WHAT TO DO: Check every line below for the word "this" and copy each one that has it.

SOURCE EXCERPT:
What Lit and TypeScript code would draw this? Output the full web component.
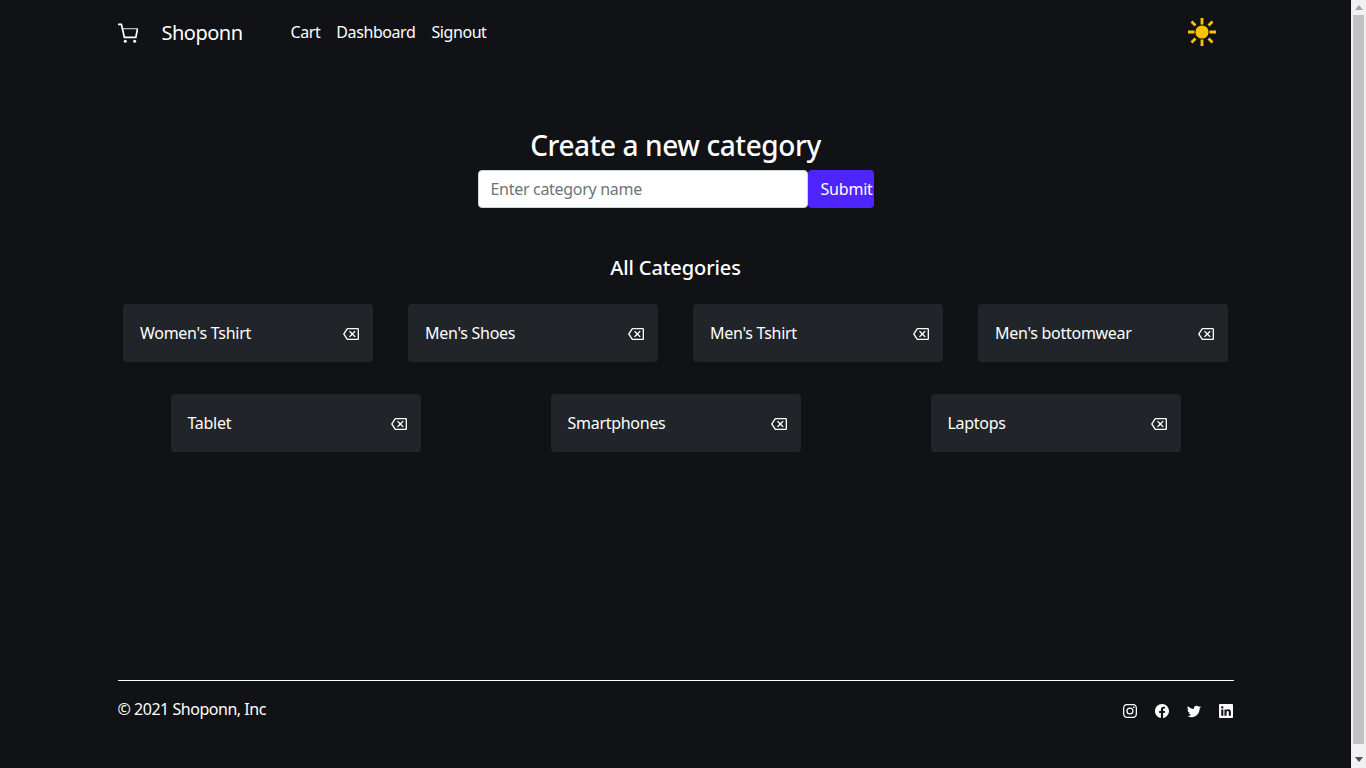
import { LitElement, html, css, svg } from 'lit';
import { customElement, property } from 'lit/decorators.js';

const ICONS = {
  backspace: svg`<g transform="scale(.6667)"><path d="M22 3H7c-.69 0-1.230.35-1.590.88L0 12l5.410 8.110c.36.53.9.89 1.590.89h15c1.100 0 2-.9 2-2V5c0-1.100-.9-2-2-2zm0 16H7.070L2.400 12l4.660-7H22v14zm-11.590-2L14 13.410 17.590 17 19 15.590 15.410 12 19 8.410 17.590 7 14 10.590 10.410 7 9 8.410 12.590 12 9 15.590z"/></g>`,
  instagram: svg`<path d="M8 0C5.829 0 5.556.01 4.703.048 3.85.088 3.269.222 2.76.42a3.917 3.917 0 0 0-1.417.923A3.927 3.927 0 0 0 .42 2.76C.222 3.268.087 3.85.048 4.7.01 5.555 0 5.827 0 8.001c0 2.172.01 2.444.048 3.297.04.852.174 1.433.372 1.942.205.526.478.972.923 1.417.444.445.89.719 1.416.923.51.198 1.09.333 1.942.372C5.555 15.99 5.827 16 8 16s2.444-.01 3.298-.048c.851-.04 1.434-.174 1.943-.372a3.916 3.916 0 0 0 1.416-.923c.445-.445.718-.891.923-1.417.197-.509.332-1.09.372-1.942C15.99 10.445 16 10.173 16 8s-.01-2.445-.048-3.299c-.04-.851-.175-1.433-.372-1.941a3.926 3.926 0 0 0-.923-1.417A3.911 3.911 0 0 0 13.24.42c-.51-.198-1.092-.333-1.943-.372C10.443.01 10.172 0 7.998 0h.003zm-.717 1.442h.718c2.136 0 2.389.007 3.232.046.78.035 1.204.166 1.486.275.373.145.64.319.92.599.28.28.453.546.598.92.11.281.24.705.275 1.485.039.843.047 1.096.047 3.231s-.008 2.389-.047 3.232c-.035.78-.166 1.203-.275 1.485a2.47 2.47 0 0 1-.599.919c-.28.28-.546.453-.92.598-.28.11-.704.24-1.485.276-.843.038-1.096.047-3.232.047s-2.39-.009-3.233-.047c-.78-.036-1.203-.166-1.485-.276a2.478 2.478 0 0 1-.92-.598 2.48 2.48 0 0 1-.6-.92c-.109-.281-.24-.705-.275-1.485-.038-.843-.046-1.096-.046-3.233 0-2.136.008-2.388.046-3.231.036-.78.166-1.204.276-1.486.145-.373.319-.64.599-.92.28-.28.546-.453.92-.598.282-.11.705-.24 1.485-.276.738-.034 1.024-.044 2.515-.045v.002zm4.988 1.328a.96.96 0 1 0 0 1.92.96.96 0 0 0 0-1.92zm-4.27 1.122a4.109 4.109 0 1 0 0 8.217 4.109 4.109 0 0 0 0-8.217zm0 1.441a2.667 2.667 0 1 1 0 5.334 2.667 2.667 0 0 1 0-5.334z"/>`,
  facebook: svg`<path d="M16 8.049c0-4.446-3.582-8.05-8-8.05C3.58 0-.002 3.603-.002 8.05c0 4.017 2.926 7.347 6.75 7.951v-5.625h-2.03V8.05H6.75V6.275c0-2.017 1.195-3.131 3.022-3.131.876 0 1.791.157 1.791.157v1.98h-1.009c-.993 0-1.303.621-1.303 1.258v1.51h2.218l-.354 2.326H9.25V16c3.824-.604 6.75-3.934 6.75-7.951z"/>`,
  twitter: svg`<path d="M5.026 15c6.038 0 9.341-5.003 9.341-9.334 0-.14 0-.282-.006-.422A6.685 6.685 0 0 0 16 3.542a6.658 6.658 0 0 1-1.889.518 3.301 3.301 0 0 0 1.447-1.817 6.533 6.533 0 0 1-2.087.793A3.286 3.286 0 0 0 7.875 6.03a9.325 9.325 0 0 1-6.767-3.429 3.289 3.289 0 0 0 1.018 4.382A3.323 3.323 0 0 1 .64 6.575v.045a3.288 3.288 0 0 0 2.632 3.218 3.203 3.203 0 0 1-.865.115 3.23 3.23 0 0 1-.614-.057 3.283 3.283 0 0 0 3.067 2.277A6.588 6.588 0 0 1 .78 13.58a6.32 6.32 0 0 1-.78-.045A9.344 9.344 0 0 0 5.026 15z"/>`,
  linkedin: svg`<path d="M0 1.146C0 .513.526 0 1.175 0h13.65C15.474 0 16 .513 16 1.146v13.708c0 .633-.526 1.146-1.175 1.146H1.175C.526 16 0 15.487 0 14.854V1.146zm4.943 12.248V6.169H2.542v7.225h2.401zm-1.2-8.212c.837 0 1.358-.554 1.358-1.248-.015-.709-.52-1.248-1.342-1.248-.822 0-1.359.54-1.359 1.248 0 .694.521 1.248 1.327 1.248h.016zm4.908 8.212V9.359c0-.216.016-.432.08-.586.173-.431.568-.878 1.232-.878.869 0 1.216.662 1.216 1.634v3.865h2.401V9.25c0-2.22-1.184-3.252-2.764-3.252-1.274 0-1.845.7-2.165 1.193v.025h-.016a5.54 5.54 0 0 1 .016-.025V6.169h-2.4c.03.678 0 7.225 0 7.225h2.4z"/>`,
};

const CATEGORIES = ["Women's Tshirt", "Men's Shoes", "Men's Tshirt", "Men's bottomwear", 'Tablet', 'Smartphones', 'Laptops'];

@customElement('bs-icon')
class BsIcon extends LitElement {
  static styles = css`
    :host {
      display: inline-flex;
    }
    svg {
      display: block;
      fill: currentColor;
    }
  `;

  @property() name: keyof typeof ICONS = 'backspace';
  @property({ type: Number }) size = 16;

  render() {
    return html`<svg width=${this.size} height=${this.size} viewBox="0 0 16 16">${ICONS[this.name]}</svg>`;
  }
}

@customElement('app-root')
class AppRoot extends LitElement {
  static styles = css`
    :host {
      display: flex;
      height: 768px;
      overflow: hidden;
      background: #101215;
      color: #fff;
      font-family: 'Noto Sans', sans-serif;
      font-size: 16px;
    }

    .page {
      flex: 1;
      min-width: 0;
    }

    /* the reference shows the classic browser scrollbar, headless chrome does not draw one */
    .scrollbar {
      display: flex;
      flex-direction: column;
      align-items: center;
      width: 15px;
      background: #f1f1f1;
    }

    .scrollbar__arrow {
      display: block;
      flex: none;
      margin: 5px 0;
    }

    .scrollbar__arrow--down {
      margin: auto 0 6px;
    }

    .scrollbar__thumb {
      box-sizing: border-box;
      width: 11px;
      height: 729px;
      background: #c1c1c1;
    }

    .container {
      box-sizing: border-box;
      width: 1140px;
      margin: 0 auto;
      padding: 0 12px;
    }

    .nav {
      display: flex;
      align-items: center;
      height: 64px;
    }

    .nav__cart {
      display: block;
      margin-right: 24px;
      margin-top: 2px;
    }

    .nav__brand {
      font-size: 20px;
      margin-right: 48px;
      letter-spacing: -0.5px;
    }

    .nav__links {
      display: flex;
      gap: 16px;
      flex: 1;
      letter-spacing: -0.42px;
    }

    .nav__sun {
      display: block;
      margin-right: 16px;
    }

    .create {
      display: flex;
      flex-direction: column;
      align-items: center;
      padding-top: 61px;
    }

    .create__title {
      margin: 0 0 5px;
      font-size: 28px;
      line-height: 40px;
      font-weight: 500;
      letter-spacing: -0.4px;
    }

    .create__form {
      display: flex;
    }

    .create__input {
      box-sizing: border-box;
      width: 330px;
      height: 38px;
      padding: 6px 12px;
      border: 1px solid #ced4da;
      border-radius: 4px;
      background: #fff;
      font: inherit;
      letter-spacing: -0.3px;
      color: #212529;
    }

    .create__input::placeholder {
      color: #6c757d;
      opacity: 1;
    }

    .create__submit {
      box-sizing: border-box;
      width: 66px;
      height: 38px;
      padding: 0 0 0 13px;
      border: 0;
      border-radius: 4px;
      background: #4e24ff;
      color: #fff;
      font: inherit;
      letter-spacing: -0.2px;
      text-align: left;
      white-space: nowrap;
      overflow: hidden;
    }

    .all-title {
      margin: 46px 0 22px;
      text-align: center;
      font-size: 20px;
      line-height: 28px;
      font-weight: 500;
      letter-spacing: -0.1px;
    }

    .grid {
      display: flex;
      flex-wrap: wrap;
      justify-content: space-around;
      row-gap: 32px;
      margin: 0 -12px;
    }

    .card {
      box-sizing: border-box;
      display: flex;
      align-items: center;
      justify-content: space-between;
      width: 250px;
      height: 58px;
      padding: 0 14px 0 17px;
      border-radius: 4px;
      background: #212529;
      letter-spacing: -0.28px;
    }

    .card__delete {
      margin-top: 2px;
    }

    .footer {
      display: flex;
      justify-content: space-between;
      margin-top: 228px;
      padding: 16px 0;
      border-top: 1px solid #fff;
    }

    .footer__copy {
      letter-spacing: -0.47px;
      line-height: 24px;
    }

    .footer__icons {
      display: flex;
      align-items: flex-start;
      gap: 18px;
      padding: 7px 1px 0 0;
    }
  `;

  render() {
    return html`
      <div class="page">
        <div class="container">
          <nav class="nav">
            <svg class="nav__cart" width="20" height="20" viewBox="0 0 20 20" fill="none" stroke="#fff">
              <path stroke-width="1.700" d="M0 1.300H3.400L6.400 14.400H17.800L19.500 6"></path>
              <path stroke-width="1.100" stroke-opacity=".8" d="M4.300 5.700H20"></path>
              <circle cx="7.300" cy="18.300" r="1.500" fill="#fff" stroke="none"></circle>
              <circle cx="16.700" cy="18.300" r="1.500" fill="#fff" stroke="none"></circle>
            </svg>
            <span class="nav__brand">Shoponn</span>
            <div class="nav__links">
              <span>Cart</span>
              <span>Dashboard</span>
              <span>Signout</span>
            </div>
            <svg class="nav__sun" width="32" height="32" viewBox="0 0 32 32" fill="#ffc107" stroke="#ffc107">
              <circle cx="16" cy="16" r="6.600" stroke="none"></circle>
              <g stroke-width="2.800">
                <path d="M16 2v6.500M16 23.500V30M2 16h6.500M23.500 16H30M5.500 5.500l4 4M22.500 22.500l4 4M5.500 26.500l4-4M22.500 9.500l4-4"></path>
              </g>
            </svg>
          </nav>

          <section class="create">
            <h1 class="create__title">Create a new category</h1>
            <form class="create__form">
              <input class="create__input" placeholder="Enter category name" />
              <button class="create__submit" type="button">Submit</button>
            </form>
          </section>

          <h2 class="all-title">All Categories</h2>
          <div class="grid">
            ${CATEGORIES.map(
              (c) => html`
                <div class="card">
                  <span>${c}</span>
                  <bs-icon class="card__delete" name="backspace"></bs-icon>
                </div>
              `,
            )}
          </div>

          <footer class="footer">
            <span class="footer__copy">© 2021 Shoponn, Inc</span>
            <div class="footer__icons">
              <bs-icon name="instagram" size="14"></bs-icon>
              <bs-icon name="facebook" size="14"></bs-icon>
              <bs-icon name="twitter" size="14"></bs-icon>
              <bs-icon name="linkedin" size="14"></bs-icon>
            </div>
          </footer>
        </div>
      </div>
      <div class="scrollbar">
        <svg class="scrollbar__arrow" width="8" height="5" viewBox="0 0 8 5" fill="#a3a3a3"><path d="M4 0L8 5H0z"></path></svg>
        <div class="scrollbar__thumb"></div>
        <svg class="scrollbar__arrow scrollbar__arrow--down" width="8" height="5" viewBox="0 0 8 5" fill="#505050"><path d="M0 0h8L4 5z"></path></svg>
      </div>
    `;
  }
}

PROBLEM SOLUTION:
What Lit and TypeScript code would draw this? Output the full web component.
    return html`<svg width=${this.size} height=${this.size} viewBox="0 0 16 16">${ICONS[this.name]}</svg>`;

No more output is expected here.